O PGR afirmou na sessão que a ameaça de violência se revelou em etapas nas quais se desenvolveram a sequência de práticas voltadas ao assolamento das instituições democráticas.

Ele disse que a utilização ilegal da Abin (Agência Brasileira de Inteligência) e das forças da PRF (Polícia Rodoviária Federal) para tentar impedir eleitores do presidente Lula (PT) de votar nas eleições de 2022 já compunham “momentos do golpe postos em andamento em que a violência está presente”.

“O uso do monopólio da força pelo Estado para fins de inibição dos direitos fundamentais dos cidadãos configura ato violento por si”, afirmou Gonet.

Do mesmo modo, citou como no “domínio do termo violência” a convocação de militares para tratar de minutas golpistas, bem como a “incitação a movimentos de repúdio ao resultado eleitoral” e o apoio aos acampamentos “onde se clamava abertamente por ‘intervenção militar'”.

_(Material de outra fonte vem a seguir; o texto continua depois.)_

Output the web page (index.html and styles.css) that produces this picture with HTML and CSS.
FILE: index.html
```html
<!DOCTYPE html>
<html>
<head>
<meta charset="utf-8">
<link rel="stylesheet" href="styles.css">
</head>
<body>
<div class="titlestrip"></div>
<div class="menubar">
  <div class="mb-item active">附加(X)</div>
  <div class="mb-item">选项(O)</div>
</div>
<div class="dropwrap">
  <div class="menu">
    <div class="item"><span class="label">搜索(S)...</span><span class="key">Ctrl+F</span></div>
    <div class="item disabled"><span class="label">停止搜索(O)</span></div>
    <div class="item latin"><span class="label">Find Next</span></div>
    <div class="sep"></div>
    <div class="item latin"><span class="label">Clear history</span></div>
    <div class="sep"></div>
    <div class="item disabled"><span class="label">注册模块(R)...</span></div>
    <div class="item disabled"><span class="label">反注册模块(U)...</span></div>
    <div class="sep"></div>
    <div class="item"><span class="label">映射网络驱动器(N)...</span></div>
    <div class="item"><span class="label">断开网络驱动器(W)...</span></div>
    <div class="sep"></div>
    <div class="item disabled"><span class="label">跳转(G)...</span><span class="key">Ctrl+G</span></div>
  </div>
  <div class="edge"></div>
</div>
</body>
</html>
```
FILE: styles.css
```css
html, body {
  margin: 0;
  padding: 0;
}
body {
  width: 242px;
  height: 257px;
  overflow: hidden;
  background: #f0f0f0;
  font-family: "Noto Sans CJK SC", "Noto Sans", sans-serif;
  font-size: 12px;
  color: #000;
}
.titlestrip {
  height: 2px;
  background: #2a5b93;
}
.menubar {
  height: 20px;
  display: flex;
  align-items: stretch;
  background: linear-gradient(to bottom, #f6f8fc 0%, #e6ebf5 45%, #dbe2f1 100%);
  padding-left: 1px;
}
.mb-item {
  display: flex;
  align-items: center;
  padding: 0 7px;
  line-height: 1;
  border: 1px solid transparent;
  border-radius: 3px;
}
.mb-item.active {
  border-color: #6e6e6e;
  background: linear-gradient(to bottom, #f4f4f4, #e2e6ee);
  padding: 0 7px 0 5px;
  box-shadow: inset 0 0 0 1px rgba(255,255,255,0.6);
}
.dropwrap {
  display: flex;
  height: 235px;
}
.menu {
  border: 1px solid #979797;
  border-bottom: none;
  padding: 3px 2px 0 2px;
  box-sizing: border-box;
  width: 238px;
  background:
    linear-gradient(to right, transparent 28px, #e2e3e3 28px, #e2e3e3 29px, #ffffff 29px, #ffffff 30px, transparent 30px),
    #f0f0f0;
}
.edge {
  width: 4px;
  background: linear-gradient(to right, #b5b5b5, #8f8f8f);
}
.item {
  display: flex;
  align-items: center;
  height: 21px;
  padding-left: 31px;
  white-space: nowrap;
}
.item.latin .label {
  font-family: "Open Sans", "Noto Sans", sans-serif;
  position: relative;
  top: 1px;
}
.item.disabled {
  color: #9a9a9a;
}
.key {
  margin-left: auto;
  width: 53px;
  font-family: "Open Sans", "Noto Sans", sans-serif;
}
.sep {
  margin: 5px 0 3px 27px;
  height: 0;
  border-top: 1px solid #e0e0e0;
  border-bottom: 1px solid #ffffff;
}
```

“Paralisação forçada de caminhoneiros, flagrantes de atentados a bomba, convulsão nas ruas de Brasília em seguida à perda das eleições pelo ex-presidente da República são atos de violência que se vinculam ao atentado posto em curso contra as instituições democráticas”, afirmou Gonet.

Já a defesa de réus como o ex-presidente Bolsonaro tem apostado na interpretação de que a violência ou grave ameaça previstas em lei precisam ser contra pessoa concreta e determinada, a exemplo do que comentaram os advogados do político em sua alegação final.

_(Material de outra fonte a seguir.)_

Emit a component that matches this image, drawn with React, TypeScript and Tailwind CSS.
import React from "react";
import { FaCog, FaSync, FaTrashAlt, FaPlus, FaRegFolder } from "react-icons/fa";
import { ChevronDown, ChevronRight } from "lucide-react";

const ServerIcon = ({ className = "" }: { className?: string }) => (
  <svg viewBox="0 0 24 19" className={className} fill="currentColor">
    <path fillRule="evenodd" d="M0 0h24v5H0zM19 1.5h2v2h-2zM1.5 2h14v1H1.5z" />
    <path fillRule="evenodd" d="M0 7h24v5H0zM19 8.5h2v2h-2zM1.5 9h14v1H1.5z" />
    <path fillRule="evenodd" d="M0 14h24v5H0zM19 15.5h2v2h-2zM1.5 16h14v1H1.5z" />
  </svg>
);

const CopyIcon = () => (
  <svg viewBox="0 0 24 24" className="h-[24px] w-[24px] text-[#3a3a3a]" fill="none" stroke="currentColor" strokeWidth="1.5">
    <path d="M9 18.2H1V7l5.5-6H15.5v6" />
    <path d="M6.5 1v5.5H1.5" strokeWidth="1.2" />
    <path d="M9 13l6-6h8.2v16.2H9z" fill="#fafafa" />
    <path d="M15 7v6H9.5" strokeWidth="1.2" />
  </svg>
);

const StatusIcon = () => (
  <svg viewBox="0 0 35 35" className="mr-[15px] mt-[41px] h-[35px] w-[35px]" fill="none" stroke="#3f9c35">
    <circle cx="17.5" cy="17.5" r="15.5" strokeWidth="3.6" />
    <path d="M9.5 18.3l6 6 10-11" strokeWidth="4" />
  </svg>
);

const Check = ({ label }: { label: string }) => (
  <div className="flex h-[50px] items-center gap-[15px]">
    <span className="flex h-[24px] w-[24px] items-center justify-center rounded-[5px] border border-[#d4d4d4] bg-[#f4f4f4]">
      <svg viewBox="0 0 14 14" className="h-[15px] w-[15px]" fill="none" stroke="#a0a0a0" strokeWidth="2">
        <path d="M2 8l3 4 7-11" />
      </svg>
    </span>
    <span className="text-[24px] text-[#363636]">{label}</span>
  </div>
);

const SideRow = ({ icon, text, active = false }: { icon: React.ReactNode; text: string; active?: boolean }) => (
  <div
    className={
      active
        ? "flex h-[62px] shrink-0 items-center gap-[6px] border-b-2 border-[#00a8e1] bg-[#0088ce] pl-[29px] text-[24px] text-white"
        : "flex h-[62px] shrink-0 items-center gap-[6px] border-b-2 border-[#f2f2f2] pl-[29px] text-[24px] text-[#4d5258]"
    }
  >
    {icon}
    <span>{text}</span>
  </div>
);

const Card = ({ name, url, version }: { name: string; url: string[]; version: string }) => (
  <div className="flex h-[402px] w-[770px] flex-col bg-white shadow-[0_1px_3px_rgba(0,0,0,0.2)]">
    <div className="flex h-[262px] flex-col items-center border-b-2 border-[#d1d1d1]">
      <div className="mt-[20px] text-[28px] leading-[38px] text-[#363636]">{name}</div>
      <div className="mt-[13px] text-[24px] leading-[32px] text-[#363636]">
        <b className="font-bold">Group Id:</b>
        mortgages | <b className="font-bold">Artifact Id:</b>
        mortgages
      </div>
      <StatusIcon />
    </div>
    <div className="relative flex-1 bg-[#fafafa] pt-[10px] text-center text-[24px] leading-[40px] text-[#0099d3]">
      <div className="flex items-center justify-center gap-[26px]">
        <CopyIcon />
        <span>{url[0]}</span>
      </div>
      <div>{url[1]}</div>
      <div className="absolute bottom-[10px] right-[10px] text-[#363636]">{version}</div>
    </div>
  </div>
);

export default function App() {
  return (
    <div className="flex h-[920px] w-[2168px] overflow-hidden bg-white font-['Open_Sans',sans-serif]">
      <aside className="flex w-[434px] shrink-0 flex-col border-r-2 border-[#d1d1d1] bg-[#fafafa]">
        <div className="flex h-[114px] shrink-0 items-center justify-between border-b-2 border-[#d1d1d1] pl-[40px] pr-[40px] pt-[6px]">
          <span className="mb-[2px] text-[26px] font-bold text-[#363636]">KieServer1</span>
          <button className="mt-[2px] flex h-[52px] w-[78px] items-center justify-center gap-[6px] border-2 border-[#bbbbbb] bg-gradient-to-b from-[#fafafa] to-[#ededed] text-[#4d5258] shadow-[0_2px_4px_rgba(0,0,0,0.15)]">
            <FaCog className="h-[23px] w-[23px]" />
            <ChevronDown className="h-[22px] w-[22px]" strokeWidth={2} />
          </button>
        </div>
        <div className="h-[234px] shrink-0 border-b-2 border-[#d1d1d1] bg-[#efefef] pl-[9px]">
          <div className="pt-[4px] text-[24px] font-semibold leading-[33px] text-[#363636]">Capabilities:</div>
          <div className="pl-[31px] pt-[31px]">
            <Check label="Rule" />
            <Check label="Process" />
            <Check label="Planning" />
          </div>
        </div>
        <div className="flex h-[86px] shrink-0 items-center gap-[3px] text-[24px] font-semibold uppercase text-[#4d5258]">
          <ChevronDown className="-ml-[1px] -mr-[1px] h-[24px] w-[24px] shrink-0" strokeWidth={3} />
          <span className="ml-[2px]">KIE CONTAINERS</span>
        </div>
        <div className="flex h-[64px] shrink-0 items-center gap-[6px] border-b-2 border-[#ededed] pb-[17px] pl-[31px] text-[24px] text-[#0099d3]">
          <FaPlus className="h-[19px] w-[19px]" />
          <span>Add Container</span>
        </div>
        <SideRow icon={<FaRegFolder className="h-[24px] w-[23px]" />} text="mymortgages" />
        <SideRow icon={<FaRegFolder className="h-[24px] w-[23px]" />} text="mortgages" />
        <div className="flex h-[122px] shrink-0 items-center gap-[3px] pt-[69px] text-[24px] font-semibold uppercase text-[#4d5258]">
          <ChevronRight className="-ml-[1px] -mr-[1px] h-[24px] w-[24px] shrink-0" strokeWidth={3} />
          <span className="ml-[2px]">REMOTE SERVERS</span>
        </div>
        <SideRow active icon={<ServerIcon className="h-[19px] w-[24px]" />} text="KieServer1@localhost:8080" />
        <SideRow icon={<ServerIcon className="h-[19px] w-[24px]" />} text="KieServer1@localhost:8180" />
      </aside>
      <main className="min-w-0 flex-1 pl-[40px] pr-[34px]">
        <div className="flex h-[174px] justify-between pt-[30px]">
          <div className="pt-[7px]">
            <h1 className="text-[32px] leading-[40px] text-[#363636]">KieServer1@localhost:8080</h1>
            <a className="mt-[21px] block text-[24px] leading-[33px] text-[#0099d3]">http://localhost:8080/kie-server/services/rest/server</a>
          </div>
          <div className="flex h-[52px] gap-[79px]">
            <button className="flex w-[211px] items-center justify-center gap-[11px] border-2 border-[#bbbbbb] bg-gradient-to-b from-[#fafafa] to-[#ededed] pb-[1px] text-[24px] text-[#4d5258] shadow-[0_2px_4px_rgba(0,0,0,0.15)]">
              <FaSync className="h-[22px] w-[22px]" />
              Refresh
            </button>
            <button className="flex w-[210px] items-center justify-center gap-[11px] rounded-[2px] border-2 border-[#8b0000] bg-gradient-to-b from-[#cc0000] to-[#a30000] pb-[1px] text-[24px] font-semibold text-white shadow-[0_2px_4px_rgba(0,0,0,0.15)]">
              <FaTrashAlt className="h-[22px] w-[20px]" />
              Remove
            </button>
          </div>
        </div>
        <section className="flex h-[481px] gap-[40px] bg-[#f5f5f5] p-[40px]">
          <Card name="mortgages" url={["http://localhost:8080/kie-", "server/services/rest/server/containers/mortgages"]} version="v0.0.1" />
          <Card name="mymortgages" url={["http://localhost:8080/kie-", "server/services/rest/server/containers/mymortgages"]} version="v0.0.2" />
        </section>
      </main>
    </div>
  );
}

Eles entendem que atos como o alegado plano para matar autoridades e o próprio 8 de Janeiro são os que mais se aproximariam do quadro descrito nos tipos penais. Por isso, tentam afastá-los do ex-presidente, dizendo não haver provas que liguem Bolsonaro aos atos.

Segundo Raquel Scalcon, professora da FGV Direito SP, a referência na legislação brasileira à violência é, tradicionalmente, voltada à pessoa, “o que não quer dizer que essa é a resposta correta nesse caso [dos crimes contra a democracia]”.

Ela afirma que a questão é uma das que precisam ser enfrentadas pelo Supremo sobre os tipos penais, que ainda trazem dúvidas. A previsão dos especialistas é que o atual julgamento ajude a consolidar a jurisprudência dos crimes, inseridos na legislação em 2021 e analisados na corte apenas no contexto das ações penais envolvendo o 8 de Janeiro.

Newsletter FolhaJus A newsletter sobre o mundo jurídico exclusiva para assinantes da Folha *** Para Ricardo Yamin, doutor em direito pela PUC-SP, a violência descrita nos tipos penais não precisa ser necessariamente voltada contra alguém em específico e pode fazer referência às instituições e aos poderes democraticamente constituídos.

“Não preciso violentar o presidente eleito, não preciso violentar o ministro do Supremo. Eu posso ter atitudes violentas, agressivas contra instituições democráticas. A decretação de uma GLO [Garantia da Lei e da Ordem] e a prisão de opositores [citada no plano golpista] são exemplos de atentado violento.”

Para Diego Nunes, professor de direito da UFSC (Universidade Federal de Santa Catarina), a discussão acerca do requisito de verificação de violência ou grave ameaça é fundamental no julgamento.

“Classicamente, a ameaça é de um mal grave que resulte ao menos na possibilidade iminente de um dano, geralmente físico. Há quem aceite a possibilidade de dano psicológico ou patrimonial, ou limitação da liberdade pessoal”, afirma Nunes.

“O PGR parece se filiar a essa corrente mais ampla. Porém, na denúncia, ele fez questão de associar Bolsonaro e os demais réus do núcleo crucial ao 8 de Janeiro por meio da ideia de crime multitudinário. Isso significa que ele quis garantir que a acusação se mantenha caso a turma do STF aplique um conceito mais restrito, aproveitando os atos de violência ali cometidos e conectando-os a quem não estava ali presente, mas teria instigado o seu cometimento”, diz.

Segundo Luisa Moraes Abreu Ferreira, professora da FGV Direito SP, a discussão sobre o alvo da violência e ameaça descritas nos tipos penais é um ponto central do julgamento. Ela diz que o tema ainda não foi definido pelo STF.

“No julgamento dos executores do 8 de Janeiro, obviamente que havia violência. No caso do ex-presidente Bolsonaro ele não está tão diretamente vinculado a atos violentos e de grave ameaça”, interpreta ela.

“Para dizer que ele participou de tudo isso e que tudo isso foi uma tentativa de golpe de Estado nos termos do 359, que exige violência ou grave ameaça, o Supremo vai ter que definir o que considera violência ou grave ameaça para fins desse artigo.”